EyeCare4Kids addresses eye care for local and global communities

Alex Delaney-Gesing of Optometry Times® interviews Joseph Carbone, Founder and President of EyeCare4Kids, a non-profit organization providing professional eye care to low-income visually impaired children and underserved families.

Since its inception in 2001, the Utah-based organization has provided more than 400,000 children with professional eye exams, eye screenings and eyeglasses.

In this interview, Carbone discusses the organization’s mission to deliver services in local communities as well as its expansion into underserved communities around the world.

Below is a transcript of the interview above. Editor’s Note: This has been edited slightly for clarity.

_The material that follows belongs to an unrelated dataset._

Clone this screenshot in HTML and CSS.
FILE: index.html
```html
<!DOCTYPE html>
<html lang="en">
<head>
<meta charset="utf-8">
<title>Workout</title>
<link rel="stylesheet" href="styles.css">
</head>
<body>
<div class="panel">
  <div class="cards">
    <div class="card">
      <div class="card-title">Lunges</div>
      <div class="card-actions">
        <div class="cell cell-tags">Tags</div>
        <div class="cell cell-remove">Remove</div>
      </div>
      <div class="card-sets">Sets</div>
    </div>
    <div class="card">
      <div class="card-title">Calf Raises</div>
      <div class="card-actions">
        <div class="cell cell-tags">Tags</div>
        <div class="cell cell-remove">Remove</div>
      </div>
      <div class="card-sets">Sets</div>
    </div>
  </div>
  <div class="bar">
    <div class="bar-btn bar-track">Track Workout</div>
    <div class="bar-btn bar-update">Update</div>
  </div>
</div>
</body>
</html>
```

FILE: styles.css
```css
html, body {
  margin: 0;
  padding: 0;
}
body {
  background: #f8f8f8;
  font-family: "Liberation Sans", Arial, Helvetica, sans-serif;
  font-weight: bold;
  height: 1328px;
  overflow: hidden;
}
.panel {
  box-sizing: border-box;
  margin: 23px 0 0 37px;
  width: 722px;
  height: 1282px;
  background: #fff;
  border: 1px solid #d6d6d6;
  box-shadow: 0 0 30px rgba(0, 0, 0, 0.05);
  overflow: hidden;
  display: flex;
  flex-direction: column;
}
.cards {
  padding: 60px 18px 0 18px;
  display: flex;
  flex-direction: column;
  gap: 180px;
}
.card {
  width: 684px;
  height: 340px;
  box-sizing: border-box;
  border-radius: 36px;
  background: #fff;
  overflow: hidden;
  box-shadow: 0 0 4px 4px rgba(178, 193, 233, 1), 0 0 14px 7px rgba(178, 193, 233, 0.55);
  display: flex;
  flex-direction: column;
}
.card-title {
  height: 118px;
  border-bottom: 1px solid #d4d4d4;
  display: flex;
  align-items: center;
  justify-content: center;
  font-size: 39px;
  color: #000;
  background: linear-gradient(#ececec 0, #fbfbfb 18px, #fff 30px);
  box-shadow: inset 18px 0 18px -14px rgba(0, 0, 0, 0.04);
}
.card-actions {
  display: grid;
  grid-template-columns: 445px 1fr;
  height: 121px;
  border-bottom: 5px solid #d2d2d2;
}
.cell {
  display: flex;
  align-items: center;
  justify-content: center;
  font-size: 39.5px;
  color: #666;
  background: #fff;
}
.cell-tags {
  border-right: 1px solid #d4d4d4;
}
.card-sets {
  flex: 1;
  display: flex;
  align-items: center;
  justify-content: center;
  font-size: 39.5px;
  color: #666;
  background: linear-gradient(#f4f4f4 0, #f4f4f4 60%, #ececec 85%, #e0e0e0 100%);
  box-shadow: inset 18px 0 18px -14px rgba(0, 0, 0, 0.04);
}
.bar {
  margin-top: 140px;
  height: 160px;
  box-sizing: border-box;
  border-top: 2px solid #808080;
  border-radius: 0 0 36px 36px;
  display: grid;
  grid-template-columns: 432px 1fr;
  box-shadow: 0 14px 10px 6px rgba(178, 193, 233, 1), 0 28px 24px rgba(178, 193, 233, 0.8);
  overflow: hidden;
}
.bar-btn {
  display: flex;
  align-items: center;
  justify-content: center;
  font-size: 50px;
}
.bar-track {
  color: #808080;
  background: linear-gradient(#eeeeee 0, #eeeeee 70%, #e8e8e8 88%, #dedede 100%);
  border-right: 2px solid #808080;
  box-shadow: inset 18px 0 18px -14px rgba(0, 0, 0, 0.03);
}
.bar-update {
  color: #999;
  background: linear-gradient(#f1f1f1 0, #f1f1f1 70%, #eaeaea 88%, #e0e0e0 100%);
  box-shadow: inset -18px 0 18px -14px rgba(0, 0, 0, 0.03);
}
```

What is the story behind EyeCare4Kids?

Yeah, that’s an amazing story too, it’s been 21 years now. I was this child who was growing up, who needed the services, and I was doing very poorly in school. And so years later, I have this wonderful opportunity to understand the children that we have that we serve, as well as to serve them.

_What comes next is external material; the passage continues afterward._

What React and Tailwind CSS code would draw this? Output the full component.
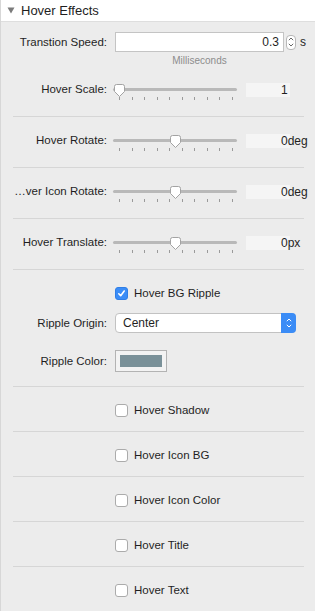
import React from 'react';

const sliders = [
    { label: 'Hover Scale:', value: '1', pos: 0 },
    { label: 'Hover Rotate:', value: '0deg', pos: 0.5 },
    { label: '…ver Icon Rotate:', value: '0deg', pos: 0.5 },
    { label: 'Hover Translate:', value: '0px', pos: 0.5 },
];

const toggles = ['Hover Shadow', 'Hover Icon BG', 'Hover Icon Color', 'Hover Title', 'Hover Text'];

function Divider() {
    return <div className="ml-[12px] mr-[11px] h-px bg-[#d6d6d6]" />;
}

function Label({ children }) {
    return (
        <div className="w-[106px] shrink-0 text-right text-[11.5px] leading-[14px] whitespace-nowrap text-[#1f1f1f]">
            {children}
        </div>
    );
}

function Thumb() {
    return (
        <svg width="13" height="15" viewBox="0 0 13 15">
            <path
                d="M1.5 3.5 A2 2 0 0 1 3.5 1.5 H9.5 A2 2 0 0 1 11.5 3.5 V8.5 L6.5 13.5 L1.5 8.5 Z"
                fill="#fff"
                stroke="#a3a3a3"
                strokeWidth="1"
            />
        </svg>
    );
}

function SliderRow({ label, value, pos }) {
    return (
        <div className="flex items-start h-[20px]">
            <Label>{label}</Label>
            <div className="relative ml-[6px] w-[124px] h-[20px]">
                <div className="mt-[6px] h-[3px] rounded-full bg-[#b9b9b9]" />
                <div className="mt-[6px] flex justify-between pl-[6px] pr-[4px]">
                    {Array.from({ length: 10 }).map((_, i) => (
                        <div key={i} className="w-px h-[3px] bg-[#9a9a9a]" />
                    ))}
                </div>
                <div className="absolute top-[1px]" style={{ left: pos * 111 }}>
                    <Thumb />
                </div>
            </div>
            <div className="ml-[9px] mt-[1px] w-[44px] h-[14px] bg-[#f5f5f5] pl-[35px] text-[12px] leading-[14px] whitespace-nowrap text-[#1f1f1f]">
                {value}
            </div>
        </div>
    );
}

function Checkbox({ checked, label }) {
    return (
        <div className="flex items-center h-[14px] pl-[114px]">
            {checked ? (
                <div className="w-[13px] h-[13px] rounded-[3px] bg-[#3b8df7] border border-[#2f7ee6] flex items-center justify-center">
                    <svg width="9" height="9" viewBox="0 0 9 9">
                        <path d="M1.8 4.8 L3.7 6.7 L7.2 2" fill="none" stroke="#fff" strokeWidth="1.6" strokeLinecap="round" strokeLinejoin="round" />
                    </svg>
                </div>
            ) : (
                <div className="w-[13px] h-[13px] rounded-[3px] bg-white border border-[#ababab]" />
            )}
            <span className="ml-[6px] text-[11.5px] leading-[14px] text-[#1f1f1f] whitespace-nowrap">{label}</span>
        </div>
    );
}

export default function App() {
    return (
        <div className="w-[315px] min-h-[611px] bg-[#ececec] border-l border-[#d7d7d7] font-['Liberation_Sans',Arial,sans-serif]">
            {/* header */}
            <div className="h-[22px] bg-white border-b border-[#dedede] flex items-center">
                <svg className="ml-[6px]" width="8" height="7" viewBox="0 0 8 7">
                    <path d="M0.5 0.5 H7.5 L4 6.5 Z" fill="#7b7b7b" />
                </svg>
                <span className="ml-[6px] text-[13px] leading-[16px] text-[#1e1e1e]">Hover Effects</span>
            </div>

            {/* speed + scale */}
            <div className="pt-[10px] pb-[14px]">
                <div className="flex items-center h-[20px]">
                    <Label>Transtion Speed:</Label>
                    <div className="ml-[8px] w-[169px] h-[20px] bg-white border border-[#c4c4c4] text-right pr-[4px] text-[12px] leading-[18px] text-[#1f1f1f]">
                        0.3
                    </div>
                    <div className="ml-[2px] w-[10px] h-[15px] rounded-[4px] border border-[#b8b8b8] bg-white flex flex-col items-center justify-center gap-[2px]">
                        <svg width="6" height="4" viewBox="0 0 6 4">
                            <path d="M0.8 3.2 L3 1 L5.2 3.2" fill="none" stroke="#555" strokeWidth="0.9" />
                        </svg>
                        <svg width="6" height="4" viewBox="0 0 6 4">
                            <path d="M0.8 0.8 L3 3 L5.2 0.8" fill="none" stroke="#555" strokeWidth="0.9" />
                        </svg>
                    </div>
                    <span className="ml-[4px] text-[12px] text-[#1f1f1f]">s</span>
                </div>
                <div className="ml-[114px] w-[169px] mt-[3px] text-center text-[10px] leading-[12px] text-[#8d8d8d]">
                    Milliseconds
                </div>
                <div className="mt-[15px]">
                    <SliderRow {...sliders[0]} />
                </div>
            </div>

            {sliders.slice(1).map((s) => (
                <React.Fragment key={s.label}>
                    <Divider />
                    <div className="pt-[16px] pb-[14px]">
                        <SliderRow {...s} />
                    </div>
                </React.Fragment>
            ))}

            <Divider />
            {/* ripple */}
            <div className="pt-[16px] pb-[14px]">
                <Checkbox checked label="Hover BG Ripple" />
                <div className="mt-[13px] flex items-center h-[20px]">
                    <Label>Ripple Origin:</Label>
                    <div className="ml-[8px] w-[181px] h-[20px] rounded-[4px] border border-[#c2c2c2] bg-white flex">
                        <span className="flex-1 pl-[7px] text-[12px] leading-[18px] text-[#1f1f1f]">Center</span>
                        <div className="w-[15px] -my-px -mr-px rounded-r-[4px] bg-[#3b8cf6] flex flex-col items-center justify-center gap-[2px]">
                            <svg width="6" height="4" viewBox="0 0 6 4">
                                <path d="M0.8 3.2 L3 1 L5.2 3.2" fill="none" stroke="#fff" strokeWidth="1" />
                            </svg>
                            <svg width="6" height="4" viewBox="0 0 6 4">
                                <path d="M0.8 0.8 L3 3 L5.2 0.8" fill="none" stroke="#fff" strokeWidth="1" />
                            </svg>
                        </div>
                    </div>
                </div>
                <div className="mt-[17px] flex items-center h-[22px]">
                    <Label>Ripple Color:</Label>
                    <div className="ml-[8px] w-[52px] h-[22px] border border-[#b3b3b3] bg-[#f3f3f3] p-[4px]">
                        <div className="w-full h-full bg-[#7a9199]" />
                    </div>
                </div>
            </div>

            {toggles.map((t) => (
                <React.Fragment key={t}>
                    <Divider />
                    <div className="pt-[16px] pb-[14px]">
                        <Checkbox label={t} />
                    </div>
                </React.Fragment>
            ))}
        </div>
    );
}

I had a practice with an optometrist partner for many years in the Salt Lake Valley. And we’ve helped many, many people for profit. And we saw the need in many families who couldn’t afford professional eye care. And so we did some services for free.

I volunteered at the 4th Street Clinic in downtown Salt Lake and saw the need. A child came to our clinic… and it was just amazing. It was a day when you took your exam, and you came back a week later and got your glasses. And I distinctly remember, he looked out the window. And he started crying and laughing at the same time. And he said, “I didn’t know trees had leaves.”

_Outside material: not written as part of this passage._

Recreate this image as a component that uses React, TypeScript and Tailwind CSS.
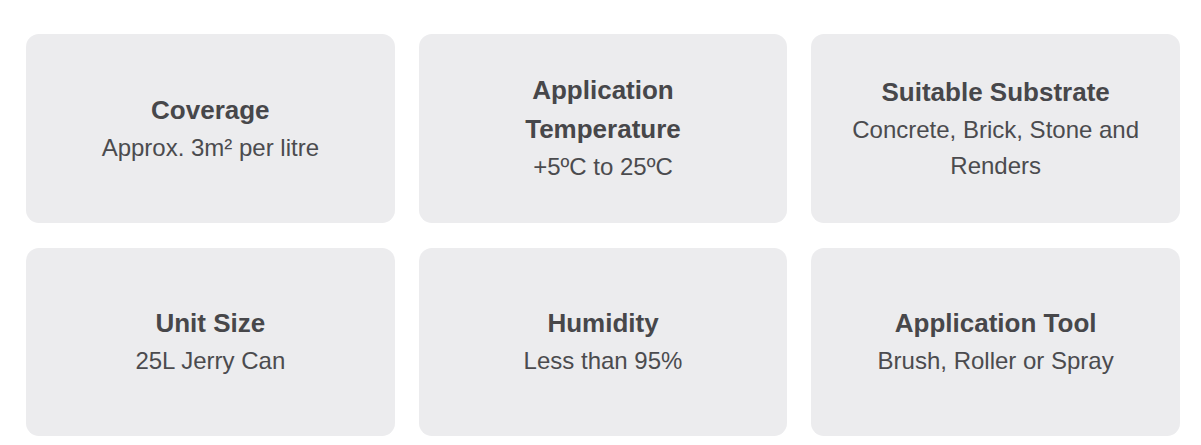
const specs = [
  { title: "Coverage", value: "Approx. 3m² per litre" },
  { title: "Application Temperature", value: "+5ºC to 25ºC" },
  { title: "Suitable Substrate", value: "Concrete, Brick, Stone and Renders" },
  { title: "Unit Size", value: "25L Jerry Can" },
  { title: "Humidity", value: "Less than 95%" },
  { title: "Application Tool", value: "Brush, Roller or Spray" },
];

const App = () => {
  return (
    <div className="min-h-[445px] bg-white pt-[34px] pl-[26px] font-['Liberation_Sans',Arial,sans-serif]">
      <div className="grid w-[1154px] grid-cols-3 gap-x-[24px] gap-y-[25px]">
        {specs.map((s) => (
          <div
            key={s.title}
            className="flex h-[188.5px] flex-col items-center justify-center rounded-[13px] bg-[#ececee] px-9 text-center"
          >
            <h3 className="text-[26px] font-bold leading-[39px] text-[#47474a]">{s.title}</h3>
            <p className="text-[24px] leading-[36px] text-[#4b4b4e]">{s.value}</p>
          </div>
        ))}
      </div>
    </div>
  );
};

export default App;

There are opportunities in life that point you in a different direction. And this was one. My wife and I and a friend decided to do more. And we started the non-profit organization in 2001, called EyeCare4Kids. And look where it grew. It’s just been an incredible race.

What do you see as your mission and the types of services you offer?

We do vision screenings, comprehensive eye exams and (provide) glasses. And I guess my mission and my vision is to see the world.

How does your organization meet the eye care needs of underserved communities?

So we know that 1 in 4 children needs eye care. And kids who come from the Upper East Side and established neighborhoods, their parents can afford it. But now you’re going to a less economical neighborhood, and their parents can’t afford it. And what we discovered is that there are more children in this neighborhood.

We have physical clinics and also mobile clinics. So if the child can’t come to us, we go to the child. We go to more rural areas and to Native American reservations.

I understand that you also extend just beyond the local community; how did your organization start reaching out to international communities?

We started with Native Americans and rural areas (in Utah), and we started going to different places internationally, and we partnered with different groups. And so we went to Laos and Southeast Asia. We went to Rwanda, we went to South America and Kenya (Africa).

And I am delighted to say that at the end of this year we will be opening our first physical clinic in (Ruiru), Kenya at Kalimoni Mission Hospital.

What is your experience of openness in these international communities?

The people are so wonderful; so grateful. And the need is so great. What we find outside of the United States…there may be one eye care professional for every 1-2 million people. And it is an impossibility for this eye care professional to see so many people.

The reality is that these people will never have a full eye exam or a necessary pair of glasses. So we’re trying to bridge that gap and bring more services to people.

What was the response when you reached out to other eyecare professionals to help them with their international efforts?

It was amazing. For example, we work with a school of optometry. And we do it with Rwanda. We work with two ophthalmologists, friends from Las Vegas. And we are working on Kenya, Africa, with them.

And so, we like to partner with other eye care professionals to do this good work outside of the United States. And we would love to partner with them in the United States. We’re in Arizona, Nevada, Utah, and New Jersey, and we’re looking to open other locations.

What should eye care professionals know about vision needs in other countries outside of the United States?

Well, just take the needs and multiply them by 1,000 or a million; the needs are so great. We enjoy working with other professionals. If we work with ophthalmologists, they do their ophthalmology services—diagnose eye disorders and perform cataract surgeries and other procedures.

We then go in and do the glasses part of that — the vision screenings, the auto refractions — and then we provide them with glasses. We love working with them. If other technicians or optometrists want to come with us, we can do more diagnostics, refractions and provide glasses.

For those interested and watching this, how can eye care professionals get involved with EyeCare4Kids to help even more underserved communities?

One of the things we could do is for a doctor in his local community, if he would like to, say, give half a day once a month where he could see children in his local community, we could arrange for these children to be seen by this doctor.

They give back to their community, and it would be really no cost because we would make the glasses for free for that child and then bring them back to the doctor’s office for distribution. So we could multiply that by 1,000 if 1,000 doctors became associate members of EyeCare4Kids.

Is there anything else you would like to discuss?

No, I have the best job in the world. I am so grateful for this wonderful opportunity. Over 400,000 (pediatric patients) have been served. And our goal is to reach 1 million by the end of 2025. It’s happening very quickly.

We therefore need all eye care professionals to join us and help us in this task. And again, together we can “see” the world.